Required work: Copy the lines of the data below exactly, starting at the first and stopping after the line that contains "viewBox='0 0 6"; include no pictures.
------
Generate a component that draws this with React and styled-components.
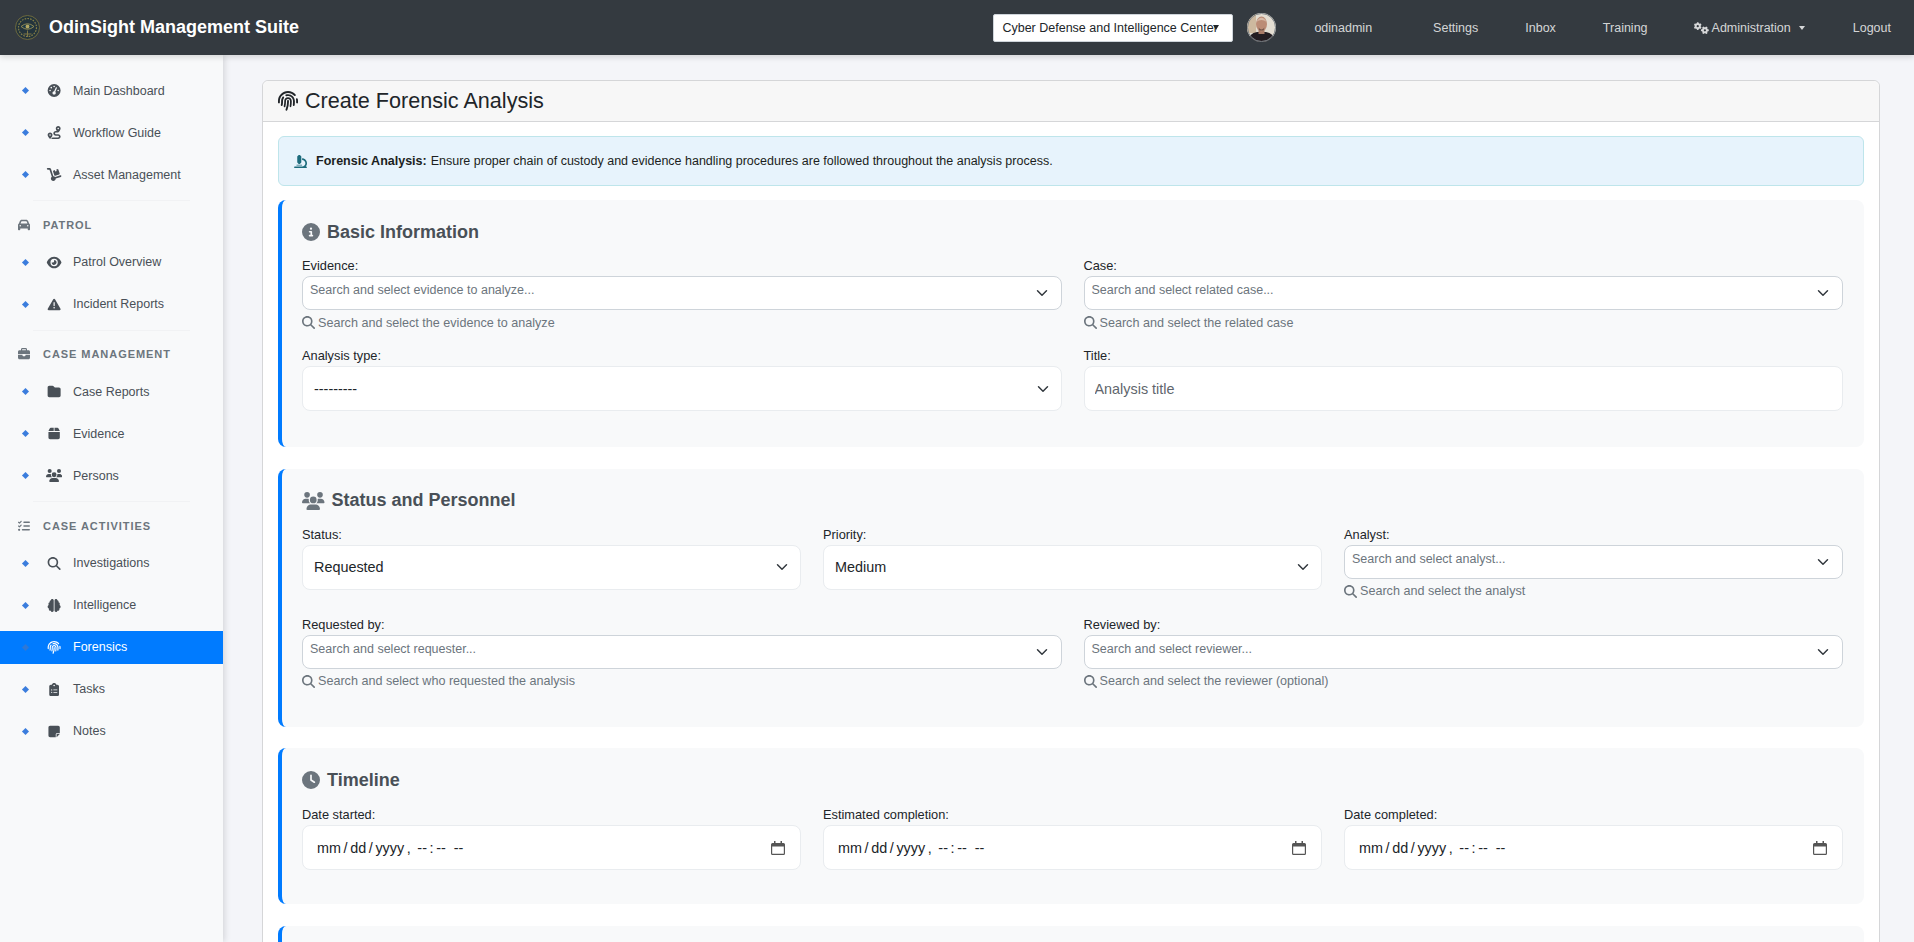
import React from "react";
import styled, { createGlobalStyle } from "styled-components";
import {
  FaBox,
  FaBrain,
  FaBriefcase,
  FaCar,
  FaCircleInfo,
  FaClipboardList,
  FaClock,
  FaDolly,
  FaEye,
  FaFingerprint,
  FaFolder,
  FaGaugeHigh,
  FaGears,
  FaListCheck,
  FaMagnifyingGlass,
  FaMicroscope,
  FaNoteSticky,
  FaRoute,
  FaTriangleExclamation,
  FaUsers,
} from "react-icons/fa6";

const chevron =
  "url(\"data:image/svg+xml,%3csvg xmlns='http://www.w3.org/2000/svg' viewBox='0 0 16 16'%3e%3cpath fill='none' stroke='%23343a40' stroke-linecap='round' stroke-linejoin='round' stroke-width='2' d='m2 5 6 6 6-6'/%3e%3c/svg%3e\")";

const orgCaret =
  "url(\"data:image/svg+xml,%3csvg xmlns='http://www.w3.org/2000/svg' viewBox='0 0 6 5'%3e%3cpath fill='%23212529' d='M0 0h6L3 5z'/%3e%3c/svg%3e\")";

const calendar =
  "url(\"data:image/svg+xml,%3csvg xmlns='http://www.w3.org/2000/svg' viewBox='0 0 14 14'%3e%3cpath fill='%23555' d='M3 0h1.5v2h5V0H11v2h1.5A1.5 1.5 0 0 1 14 3.500V12.500A1.500 1.500 0 0 1 12.500 14h-11A1.500 1.500 0 0 1 0 12.500V3.500A1.500 1.500 0 0 1 1.500 2H3zM1.200 5.500v7c0 .2.100.300.300.300h11c.2 0 .3-.1.3-.3v-7z'/%3e%3c/svg%3e\")";

const GlobalStyle = createGlobalStyle`
  html, body {
    margin: 0;
    height: 100%;
    overflow: hidden;
    background: #f4f5f9;
    font-family: "Liberation Sans", Arial, sans-serif;
    color: #212529;
  }
  * {
    box-sizing: border-box;
  }
`;

const Page = styled.div`
  height: 942px;
  display: flex;
  flex-direction: column;
  overflow: hidden;
`;

const Navbar = styled.header`
  height: 55px;
  flex: none;
  display: flex;
  align-items: center;
  background: #343a40;
  box-shadow: 0 2px 6px rgba(0, 0, 0, 0.15);
  padding-left: 15px;
  position: relative;
  z-index: 3;
`;

const Brand = styled.div`
  display: flex;
  align-items: center;
  gap: 9px;
  color: #fff;
  font-size: 18px;
  font-weight: 700;
  margin-right: auto;
`;

const OrgSelect = styled.select`
  width: 240px;
  height: 28px;
  appearance: none;
  border: 1px solid #ced4da;
  border-radius: 2px;
  background: #fff ${orgCaret} no-repeat right 13px center / 6px 5px;
  color: #212529;
  font-family: inherit;
  font-size: 12.5px;
  padding: 0 0 0 8px;
  margin-right: 14px;
`;

const Avatar = styled.svg`
  width: 29px;
  height: 29px;
  margin-right: 38px;
  flex: none;
`;

const NavLink = styled.a`
  color: rgba(255, 255, 255, 0.8);
  font-size: 12.5px;
  display: flex;
  align-items: center;
  gap: 3px;
  margin-right: ${(p) => p.$gap}px;
  white-space: nowrap;

  svg {
    width: 1.25em;
    font-size: 12px;
  }
`;

const Caret = styled.span`
  width: 0;
  height: 0;
  margin-left: 5px;
  border-top: 4px solid currentColor;
  border-left: 3px solid transparent;
  border-right: 3px solid transparent;
`;

const Body = styled.div`
  flex: 1;
  min-height: 0;
  display: flex;
`;

const Sidebar = styled.nav`
  width: 223px;
  flex: none;
  background: #f8f9fa;
  box-shadow: 2px 0 6px rgba(0, 0, 0, 0.12);
  padding-top: 19px;
  position: relative;
  z-index: 2;
`;

const NavItem = styled.div`
  height: 33px;
  margin-bottom: 9px;
  display: flex;
  align-items: center;
  font-size: 12.5px;
  color: ${(p) => (p.$active ? "#fff" : "#495057")};
  background: ${(p) => (p.$active ? "#007bff" : "transparent")};
`;

const Diamond = styled.span`
  width: 5px;
  height: 5px;
  margin-left: 23px;
  flex: none;
  background: ${(p) => (p.$active ? "#2f78d6" : "#3b7ddd")};
  transform: rotate(45deg);
`;

const ItemIcon = styled.span`
  width: 18px;
  margin-left: 17px;
  margin-right: 10px;
  flex: none;
  display: flex;
  justify-content: center;
  font-size: 13px;

  svg {
    width: 1.25em;
    flex: none;
  }
`;

const Divider = styled.div`
  height: 1px;
  margin: 1.5px 33px 0;
  background: #f1f2f4;
`;

const GroupTitle = styled.div`
  height: 18px;
  margin: 14.5px 0 12px 18px;
  display: flex;
  align-items: center;
  color: #6c757d;
  font-size: 11px;
  font-weight: 700;
  letter-spacing: 0.95px;
  text-transform: uppercase;

  svg {
    width: 12px;
    margin-right: 13px;
    font-size: 12px;
  }
`;

const Main = styled.main`
  flex: 1;
  min-width: 0;
  padding: 25px 34px 0 39px;
  overflow: hidden;
`;

const Card = styled.div`
  background: #fff;
  border: 1px solid #d5d6d8;
  border-radius: 6px;
`;

const CardHeader = styled.div`
  height: 41px;
  display: flex;
  align-items: center;
  gap: 7px;
  padding-left: 15px;
  background: #f7f7f7;
  border-bottom: 1px solid #d5d6d8;
  border-radius: 6px 6px 0 0;
  font-size: 21.6px;
  color: #212529;

  svg {
    font-size: 20px;
  }
`;

const CardBody = styled.div`
  padding: 14px 15px 0;
`;

const Alert = styled.div`
  height: 50px;
  display: flex;
  align-items: center;
  margin-bottom: 14px;
  padding-left: 15px;
  background: #e7f3fc;
  border: 1px solid #bee5eb;
  border-radius: 6px;
  font-size: 12.5px;
  color: #1b1e21;

  svg {
    margin-right: 9px;
    font-size: 13px;
    color: #1c6b7c;
  }

  b {
    margin-right: 4px;
  }
`;

const Section = styled.section`
  background: #f8f9fa;
  border-left: 4px solid #007bff;
  border-radius: 8px;
  padding: 20px 21px 0 20px;
  margin-bottom: 21.5px;
  height: ${(p) => p.$height}px;
`;

const SectionTitle = styled.h3`
  margin: 0;
  height: 24px;
  display: flex;
  align-items: center;
  gap: 7px;
  font-size: 18px;
  font-weight: 700;
  color: #495057;

  svg {
    flex: none;
    width: ${(p) => (p.$wide ? "1.25em" : "1em")};
    color: #6c757d;
    font-size: 18px;
  }
`;

const FieldRow = styled.div`
  display: grid;
  grid-template-columns: repeat(${(p) => p.$cols}, 1fr);
  column-gap: 22px;
  margin-top: ${(p) => p.$top}px;
  height: ${(p) => p.$height}px;
`;

const Label = styled.label`
  display: block;
  height: 15px;
  line-height: 15px;
  margin-bottom: 3px;
  font-size: 12.8px;
  color: #212529;
`;

const SearchBox = styled.div`
  height: 34px;
  padding: 6px 7px;
  background: #fff ${chevron} no-repeat right 13px center / 12px 12px;
  border: 1px solid #ced4da;
  border-radius: 8px;
  font-size: 12.5px;
  color: #6c757d;
`;

const Help = styled.div`
  margin-top: 5.5px;
  display: flex;
  align-items: center;
  gap: 3px;
  font-size: 12.6px;
  color: #6c757d;

  svg {
    font-size: 13px;
  }
`;

const Select = styled.select`
  display: block;
  width: 100%;
  height: 45px;
  appearance: none;
  padding: 0 11px;
  background: #fff ${chevron} no-repeat right 12px center / 12px 12px;
  border: 1px solid #e9ecef;
  border-radius: 8px;
  font-family: inherit;
  font-size: 14.4px;
  color: #212529;
`;

const TextInput = styled.input`
  display: block;
  width: 100%;
  height: 45px;
  padding: 0 10px;
  background: #fff;
  border: 1px solid #e9ecef;
  border-radius: 8px;
  font-family: inherit;
  font-size: 14.4px;
  color: #212529;

  &::placeholder {
    color: #5f666d;
    opacity: 1;
  }

  &[type="datetime-local"] {
    padding: 0 15px 0 13px;
  }

  &::-webkit-datetime-edit-text {
    padding: 0 1.6px;
  }

  &::-webkit-calendar-picker-indicator {
    width: 14px;
    height: 14px;
    padding: 0;
    background: ${calendar} no-repeat center / 14px 14px;
  }
`;

const menu = [
  { items: [["Main Dashboard", FaGaugeHigh], ["Workflow Guide", FaRoute], ["Asset Management", FaDolly]] },
  { title: "Patrol", icon: FaCar, items: [["Patrol Overview", FaEye], ["Incident Reports", FaTriangleExclamation]] },
  { title: "Case Management", icon: FaBriefcase, items: [["Case Reports", FaFolder], ["Evidence", FaBox], ["Persons", FaUsers]] },
  {
    title: "Case Activities",
    icon: FaListCheck,
    items: [
      ["Investigations", FaMagnifyingGlass],
      ["Intelligence", FaBrain],
      ["Forensics", FaFingerprint],
      ["Tasks", FaClipboardList],
      ["Notes", FaNoteSticky],
    ],
  },
];

function Logo() {
  return (
    <svg width="25" height="25" viewBox="0 0 25 25">
      <circle cx="12.5" cy="12.5" r="12" fill="#24343c" stroke="#6e6a3e" strokeWidth="1" />
      <circle cx="12.5" cy="12.5" r="9" fill="none" stroke="#8a8248" strokeWidth="1.2" strokeDasharray="1.6 1.2" />
      <path d="M6 11.500 Q12.500 6 19 11.500 Q12.500 17 6 11.500Z" fill="#1d3a48" stroke="#9a9052" strokeWidth="0.9" />
      <circle cx="12.5" cy="11.5" r="1.9" fill="#b3a864" />
      <path d="M8.500 19 L16.500 19 M12.500 15.500 L12.500 22" stroke="#7e7745" strokeWidth="1" />
    </svg>
  );
}

function Photo() {
  return (
    <Avatar viewBox="0 0 29 29">
      <defs>
        <clipPath id="avatar-clip">
          <circle cx="14.5" cy="14.5" r="14.5" />
        </clipPath>
      </defs>
      <g clipPath="url(#avatar-clip)">
        <rect width="29" height="29" fill="#e3ddd2" />
        <rect width="9" height="20" fill="#cdb99f" />
        <path d="M1 29 Q2 20 10 19 L19 19 Q27 20 28 29Z" fill="#241d22" />
        <rect x="11.500" y="15" width="6" height="6" fill="#a87a66" />
        <ellipse cx="14.5" cy="11" rx="5.500" ry="7.500" fill="#bb8c76" />
        <path d="M9.200 9 Q14.500 0.500 19.800 9 Q14.500 5 9.200 9Z" fill="#d7b9a6" />
        <path d="M11.500 14.500 Q14.500 18.500 17.500 14.500 L16.500 17.500 L12.500 17.500Z" fill="#6d5148" />
      </g>
      <circle cx="14.5" cy="14.5" r="14" fill="none" stroke="#7b8288" />
    </Avatar>
  );
}

function SearchField({ label, placeholder, help }) {
  return (
    <div>
      <Label>{label}</Label>
      <SearchBox>{placeholder}</SearchBox>
      <Help>
        <FaMagnifyingGlass />
        {help}
      </Help>
    </div>
  );
}

function SelectField({ label, value }) {
  return (
    <div>
      <Label>{label}</Label>
      <Select defaultValue={value}>
        <option>{value}</option>
      </Select>
    </div>
  );
}

function DateField({ label }) {
  return (
    <div>
      <Label>{label}</Label>
      <TextInput type="datetime-local" />
    </div>
  );
}

export default function App() {
  return (
    <Page>
      <GlobalStyle />
      <Navbar>
        <Brand>
          <Logo />
          OdinSight Management Suite
        </Brand>
        <OrgSelect defaultValue="Cyber Defense and Intelligence Center">
          <option>Cyber Defense and Intelligence Center</option>
        </OrgSelect>
        <Photo />
        <NavLink $gap={61}>odinadmin</NavLink>
        <NavLink $gap={47}>Settings</NavLink>
        <NavLink $gap={47}>Inbox</NavLink>
        <NavLink $gap={46}>Training</NavLink>
        <NavLink $gap={48}>
          <FaGears />
          Administration
          <Caret />
        </NavLink>
        <NavLink $gap={23}>Logout</NavLink>
      </Navbar>
      <Body>
        <Sidebar>
          {menu.map((group, i) => {
            const GroupIcon = group.icon;
            return (
              <div key={i}>
                {group.title && (
                  <GroupTitle>
                    <GroupIcon />
                    {group.title}
                  </GroupTitle>
                )}
                {group.items.map(([name, Icon]) => (
                  <NavItem key={name} $active={name === "Forensics"}>
                    <Diamond $active={name === "Forensics"} />
                    <ItemIcon>
                      <Icon />
                    </ItemIcon>
                    {name}
                  </NavItem>
                ))}
                {i < menu.length - 1 && <Divider />}
              </div>
            );
          })}
        </Sidebar>
        <Main>
          <Card>
            <CardHeader>
              <FaFingerprint />
              Create Forensic Analysis
            </CardHeader>
            <CardBody>
              <Alert>
                <FaMicroscope />
                <b>Forensic Analysis:</b>
                Ensure proper chain of custody and evidence handling procedures are followed throughout the analysis process.
              </Alert>

              <Section $height={247}>
                <SectionTitle>
                  <FaCircleInfo />
                  Basic Information
                </SectionTitle>
                <FieldRow $cols={2} $top={14} $height={90}>
                  <SearchField
                    label="Evidence:"
                    placeholder="Search and select evidence to analyze..."
                    help="Search and select the evidence to analyze"
                  />
                  <SearchField
                    label="Case:"
                    placeholder="Search and select related case..."
                    help="Search and select the related case"
                  />
                </FieldRow>
                <FieldRow $cols={2} $top={0} $height={63}>
                  <SelectField label="Analysis type:" value="---------" />
                  <div>
                    <Label>Title:</Label>
                    <TextInput placeholder="Analysis title" />
                  </div>
                </FieldRow>
              </Section>

              <Section $height={258}>
                <SectionTitle $wide>
                  <FaUsers />
                  Status and Personnel
                </SectionTitle>
                <FieldRow $cols={3} $top={14} $height={90}>
                  <SelectField label="Status:" value="Requested" />
                  <SelectField label="Priority:" value="Medium" />
                  <SearchField
                    label="Analyst:"
                    placeholder="Search and select analyst..."
                    help="Search and select the analyst"
                  />
                </FieldRow>
                <FieldRow $cols={2} $top={0} $height={70}>
                  <SearchField
                    label="Requested by:"
                    placeholder="Search and select requester..."
                    help="Search and select who requested the analysis"
                  />
                  <SearchField
                    label="Reviewed by:"
                    placeholder="Search and select reviewer..."
                    help="Search and select the reviewer (optional)"
                  />
                </FieldRow>
              </Section>

              <Section $height={156}>
                <SectionTitle>
                  <FaClock />
                  Timeline
                </SectionTitle>
                <FieldRow $cols={3} $top={15} $height={63}>
                  <DateField label="Date started:" />
                  <DateField label="Estimated completion:" />
                  <DateField label="Date completed:" />
                </FieldRow>
              </Section>

              <Section $height={156} />
            </CardBody>
          </Card>
        </Main>
      </Body>
    </Page>
  );
}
------
Response:
Generate a component that draws this with React and styled-components.
import React from "react";
import styled, { createGlobalStyle } from "styled-components";
import {
  FaBox,
  FaBrain,
  FaBriefcase,
  FaCar,
  FaCircleInfo,
  FaClipboardList,
  FaClock,
  FaDolly,
  FaEye,
  FaFingerprint,
  FaFolder,
  FaGaugeHigh,
  FaGears,
  FaListCheck,
  FaMagnifyingGlass,
  FaMicroscope,
  FaNoteSticky,
  FaRoute,
  FaTriangleExclamation,
  FaUsers,
} from "react-icons/fa6";

const chevron =
  "url(\"data:image/svg+xml,%3csvg xmlns='http://www.w3.org/2000/svg' viewBox='0 0 16 16'%3e%3cpath fill='none' stroke='%23343a40' stroke-linecap='round' stroke-linejoin='round' stroke-width='2' d='m2 5 6 6 6-6'/%3e%3c/svg%3e\")";

const orgCaret =
  "url(\"data:image/svg+xml,%3csvg xmlns='http://www.w3.org/2000/svg' viewBox='0 0 6 5'%3e%3cpath fill='%23212529' d='M0 0h6L3 5z'/%3e%3c/svg%3e\")";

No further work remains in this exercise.